> _Stored records_
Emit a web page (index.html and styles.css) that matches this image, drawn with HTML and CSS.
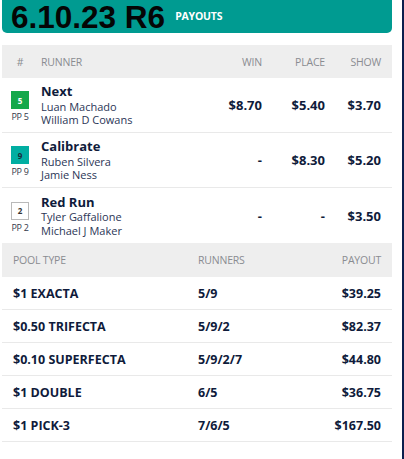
==
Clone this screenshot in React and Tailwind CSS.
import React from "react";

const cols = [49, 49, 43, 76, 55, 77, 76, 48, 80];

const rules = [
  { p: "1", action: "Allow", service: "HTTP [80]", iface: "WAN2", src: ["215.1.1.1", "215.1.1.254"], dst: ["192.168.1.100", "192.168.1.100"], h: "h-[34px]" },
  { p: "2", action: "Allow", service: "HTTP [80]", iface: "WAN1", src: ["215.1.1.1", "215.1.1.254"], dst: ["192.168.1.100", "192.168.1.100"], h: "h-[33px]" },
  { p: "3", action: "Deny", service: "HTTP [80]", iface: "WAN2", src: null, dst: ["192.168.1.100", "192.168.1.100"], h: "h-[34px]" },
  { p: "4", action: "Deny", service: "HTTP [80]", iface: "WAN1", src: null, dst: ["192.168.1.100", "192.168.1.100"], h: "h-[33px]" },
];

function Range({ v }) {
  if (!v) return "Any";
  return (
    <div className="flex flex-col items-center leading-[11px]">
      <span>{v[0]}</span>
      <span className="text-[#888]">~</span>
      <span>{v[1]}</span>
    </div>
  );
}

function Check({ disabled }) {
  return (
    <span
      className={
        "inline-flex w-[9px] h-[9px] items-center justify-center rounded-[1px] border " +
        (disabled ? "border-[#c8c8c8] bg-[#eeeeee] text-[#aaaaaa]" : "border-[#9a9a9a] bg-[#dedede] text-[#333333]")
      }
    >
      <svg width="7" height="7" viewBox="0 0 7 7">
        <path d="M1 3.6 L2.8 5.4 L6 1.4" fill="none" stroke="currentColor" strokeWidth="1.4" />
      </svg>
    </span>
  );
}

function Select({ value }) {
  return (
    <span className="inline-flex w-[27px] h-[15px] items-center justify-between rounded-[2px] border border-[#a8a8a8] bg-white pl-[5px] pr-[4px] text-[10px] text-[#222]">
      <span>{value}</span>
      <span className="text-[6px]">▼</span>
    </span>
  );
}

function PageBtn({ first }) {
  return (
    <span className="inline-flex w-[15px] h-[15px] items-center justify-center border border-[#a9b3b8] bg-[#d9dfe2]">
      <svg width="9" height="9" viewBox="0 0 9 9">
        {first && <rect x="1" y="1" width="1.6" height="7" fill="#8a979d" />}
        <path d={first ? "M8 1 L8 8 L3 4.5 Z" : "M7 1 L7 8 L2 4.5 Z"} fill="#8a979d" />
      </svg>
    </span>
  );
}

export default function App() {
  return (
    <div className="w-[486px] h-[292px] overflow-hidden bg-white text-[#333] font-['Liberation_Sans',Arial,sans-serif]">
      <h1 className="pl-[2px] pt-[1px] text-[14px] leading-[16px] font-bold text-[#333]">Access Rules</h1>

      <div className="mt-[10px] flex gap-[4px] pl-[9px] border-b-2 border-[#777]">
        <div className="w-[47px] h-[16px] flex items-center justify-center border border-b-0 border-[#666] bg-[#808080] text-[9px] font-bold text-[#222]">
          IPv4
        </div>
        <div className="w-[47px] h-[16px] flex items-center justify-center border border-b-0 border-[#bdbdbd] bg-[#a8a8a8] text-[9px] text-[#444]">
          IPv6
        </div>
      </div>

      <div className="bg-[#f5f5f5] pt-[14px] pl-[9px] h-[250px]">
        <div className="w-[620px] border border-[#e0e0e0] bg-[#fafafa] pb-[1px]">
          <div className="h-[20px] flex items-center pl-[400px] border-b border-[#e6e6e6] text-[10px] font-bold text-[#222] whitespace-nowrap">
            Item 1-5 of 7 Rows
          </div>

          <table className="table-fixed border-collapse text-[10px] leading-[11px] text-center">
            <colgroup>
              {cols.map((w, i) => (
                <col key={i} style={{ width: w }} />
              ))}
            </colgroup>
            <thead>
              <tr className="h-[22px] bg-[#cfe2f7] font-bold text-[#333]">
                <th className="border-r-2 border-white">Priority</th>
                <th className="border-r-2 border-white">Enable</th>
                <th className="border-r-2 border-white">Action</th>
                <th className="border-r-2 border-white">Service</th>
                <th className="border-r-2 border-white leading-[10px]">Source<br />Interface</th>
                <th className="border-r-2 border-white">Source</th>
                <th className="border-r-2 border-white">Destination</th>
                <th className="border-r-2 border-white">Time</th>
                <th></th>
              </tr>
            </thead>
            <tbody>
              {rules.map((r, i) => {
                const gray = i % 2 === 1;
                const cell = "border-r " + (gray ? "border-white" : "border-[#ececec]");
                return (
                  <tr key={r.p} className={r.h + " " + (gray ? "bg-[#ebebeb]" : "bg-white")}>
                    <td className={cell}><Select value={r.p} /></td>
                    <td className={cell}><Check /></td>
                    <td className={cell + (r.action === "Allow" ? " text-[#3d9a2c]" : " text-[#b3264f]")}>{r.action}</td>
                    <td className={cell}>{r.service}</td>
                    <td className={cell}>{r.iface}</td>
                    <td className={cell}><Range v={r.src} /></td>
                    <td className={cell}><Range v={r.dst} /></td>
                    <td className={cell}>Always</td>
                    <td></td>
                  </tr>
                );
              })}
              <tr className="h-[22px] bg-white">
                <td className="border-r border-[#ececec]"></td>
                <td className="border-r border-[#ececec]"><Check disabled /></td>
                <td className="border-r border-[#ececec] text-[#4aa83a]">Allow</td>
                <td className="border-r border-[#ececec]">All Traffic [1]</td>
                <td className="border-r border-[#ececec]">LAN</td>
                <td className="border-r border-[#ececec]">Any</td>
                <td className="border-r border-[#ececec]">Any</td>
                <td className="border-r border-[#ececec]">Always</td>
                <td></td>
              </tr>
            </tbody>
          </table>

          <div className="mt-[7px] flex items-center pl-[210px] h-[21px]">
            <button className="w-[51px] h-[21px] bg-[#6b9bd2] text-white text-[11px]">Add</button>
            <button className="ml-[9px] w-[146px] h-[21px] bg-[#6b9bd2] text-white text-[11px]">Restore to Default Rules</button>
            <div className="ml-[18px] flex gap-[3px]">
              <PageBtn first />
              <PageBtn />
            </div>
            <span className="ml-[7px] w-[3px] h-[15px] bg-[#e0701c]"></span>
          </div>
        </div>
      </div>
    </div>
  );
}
* * *
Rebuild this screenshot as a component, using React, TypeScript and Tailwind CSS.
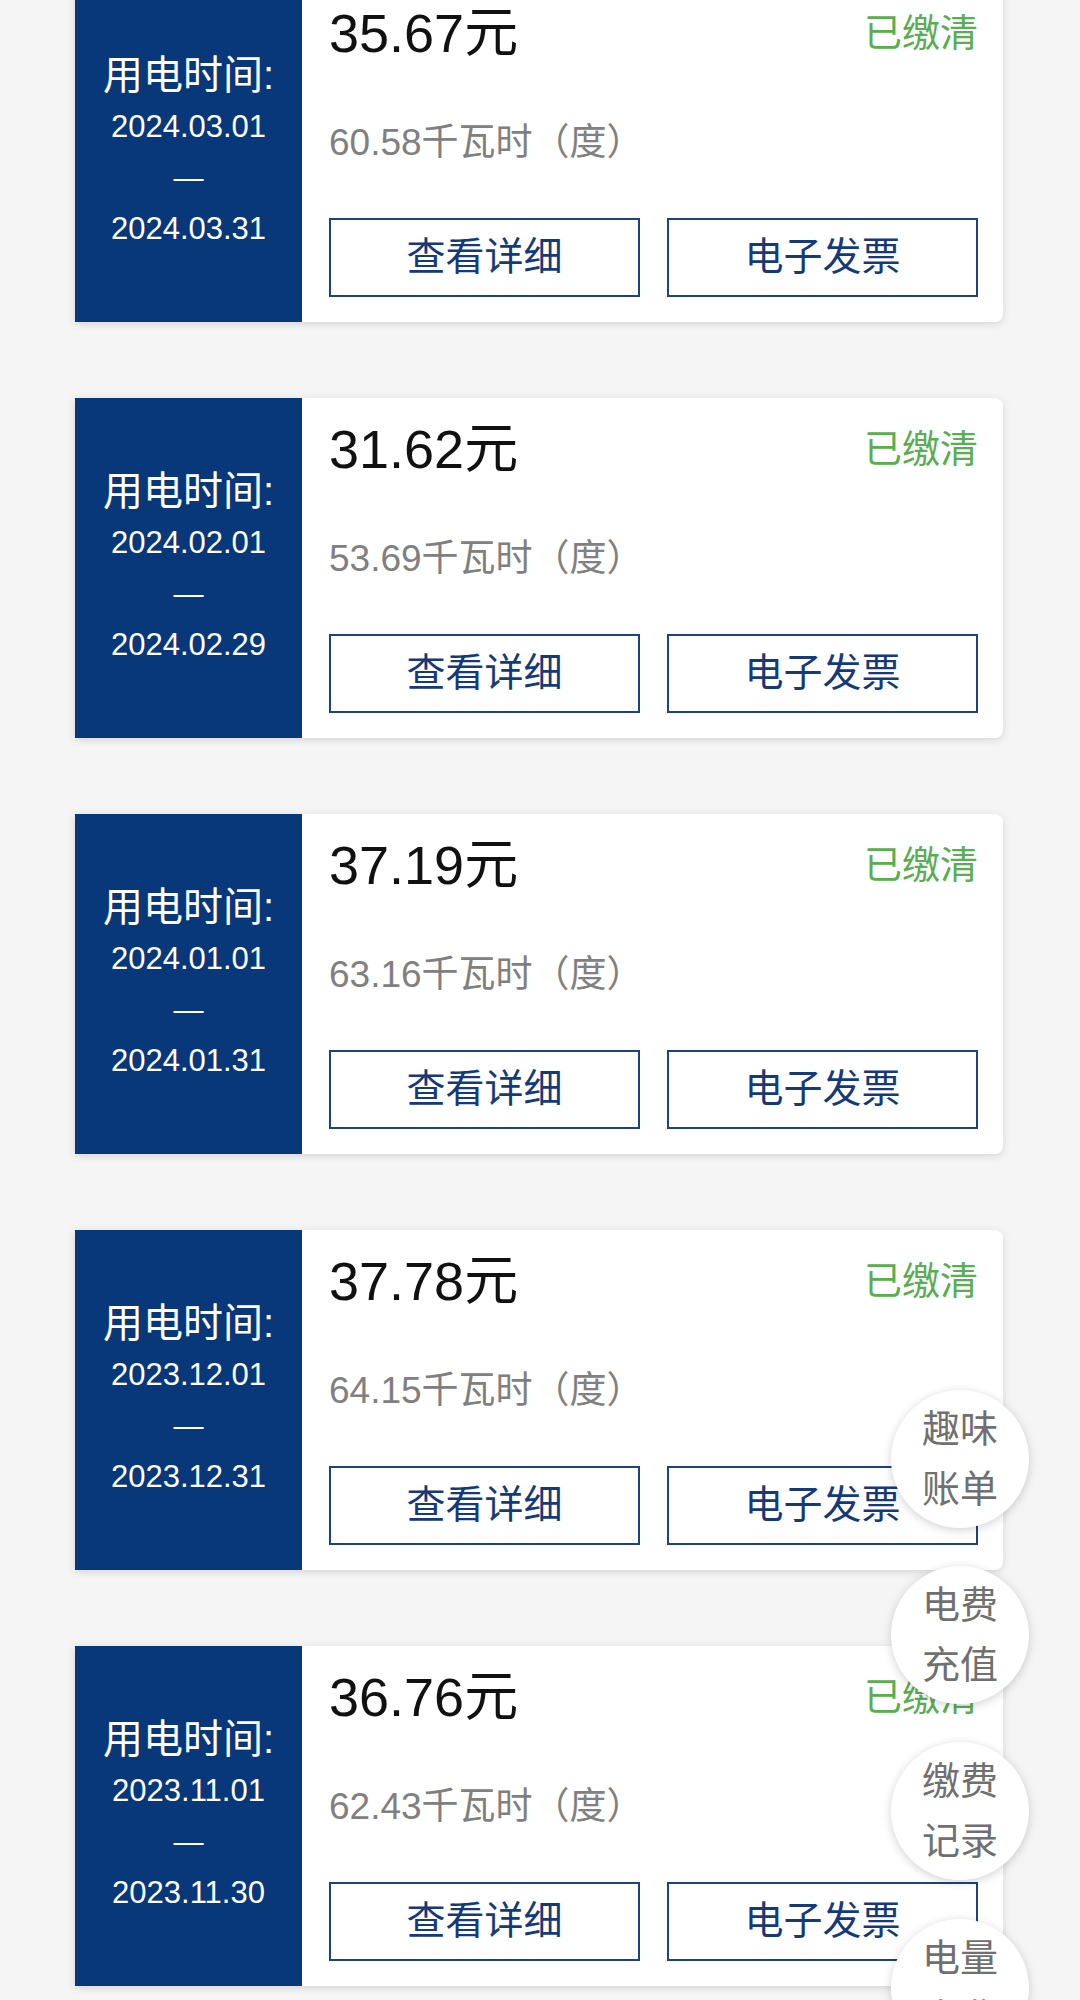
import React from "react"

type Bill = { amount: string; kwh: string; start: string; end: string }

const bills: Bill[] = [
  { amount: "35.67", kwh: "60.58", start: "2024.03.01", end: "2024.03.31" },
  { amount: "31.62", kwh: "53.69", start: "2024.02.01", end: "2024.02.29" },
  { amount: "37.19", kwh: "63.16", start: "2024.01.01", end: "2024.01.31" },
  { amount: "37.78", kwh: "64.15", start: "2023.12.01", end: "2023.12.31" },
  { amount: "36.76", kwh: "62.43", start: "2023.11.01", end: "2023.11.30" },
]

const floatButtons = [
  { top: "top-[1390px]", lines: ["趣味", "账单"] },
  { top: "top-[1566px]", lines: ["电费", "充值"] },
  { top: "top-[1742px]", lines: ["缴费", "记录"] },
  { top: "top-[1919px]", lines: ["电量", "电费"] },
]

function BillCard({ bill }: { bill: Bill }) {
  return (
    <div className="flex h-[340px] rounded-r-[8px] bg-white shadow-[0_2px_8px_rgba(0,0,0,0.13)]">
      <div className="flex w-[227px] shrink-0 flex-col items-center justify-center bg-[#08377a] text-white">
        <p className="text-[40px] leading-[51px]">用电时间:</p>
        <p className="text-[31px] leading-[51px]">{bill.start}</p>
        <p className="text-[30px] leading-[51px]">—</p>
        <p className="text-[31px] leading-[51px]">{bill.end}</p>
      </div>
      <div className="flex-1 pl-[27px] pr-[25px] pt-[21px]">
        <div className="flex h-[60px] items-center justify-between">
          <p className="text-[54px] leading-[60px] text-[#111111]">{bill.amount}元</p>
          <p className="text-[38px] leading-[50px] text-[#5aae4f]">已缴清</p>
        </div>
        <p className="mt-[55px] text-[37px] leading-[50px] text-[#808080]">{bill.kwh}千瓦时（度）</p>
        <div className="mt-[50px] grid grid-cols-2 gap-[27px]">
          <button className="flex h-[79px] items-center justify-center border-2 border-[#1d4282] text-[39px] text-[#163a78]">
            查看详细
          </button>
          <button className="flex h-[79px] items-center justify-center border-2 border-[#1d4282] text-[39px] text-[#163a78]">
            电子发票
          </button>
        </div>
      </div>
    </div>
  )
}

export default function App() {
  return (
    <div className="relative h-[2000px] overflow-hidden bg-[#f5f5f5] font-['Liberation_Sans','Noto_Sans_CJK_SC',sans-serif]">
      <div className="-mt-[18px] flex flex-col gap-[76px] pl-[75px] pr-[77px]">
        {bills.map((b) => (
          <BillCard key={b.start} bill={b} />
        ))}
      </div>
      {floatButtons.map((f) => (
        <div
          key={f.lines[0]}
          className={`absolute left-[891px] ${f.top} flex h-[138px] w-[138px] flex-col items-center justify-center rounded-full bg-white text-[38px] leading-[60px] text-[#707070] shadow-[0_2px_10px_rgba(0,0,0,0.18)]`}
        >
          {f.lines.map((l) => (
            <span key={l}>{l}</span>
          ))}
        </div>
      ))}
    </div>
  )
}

> _Short problem_
Extract and output the part that opens with the line containing "Clone this screenshot" and closes with the line containing "76, 48, 80];", unchanged, ends included.

> _Answer for the task_
Clone this screenshot in React and Tailwind CSS.
import React from "react";

const cols = [49, 49, 43, 76, 55, 77, 76, 48, 80];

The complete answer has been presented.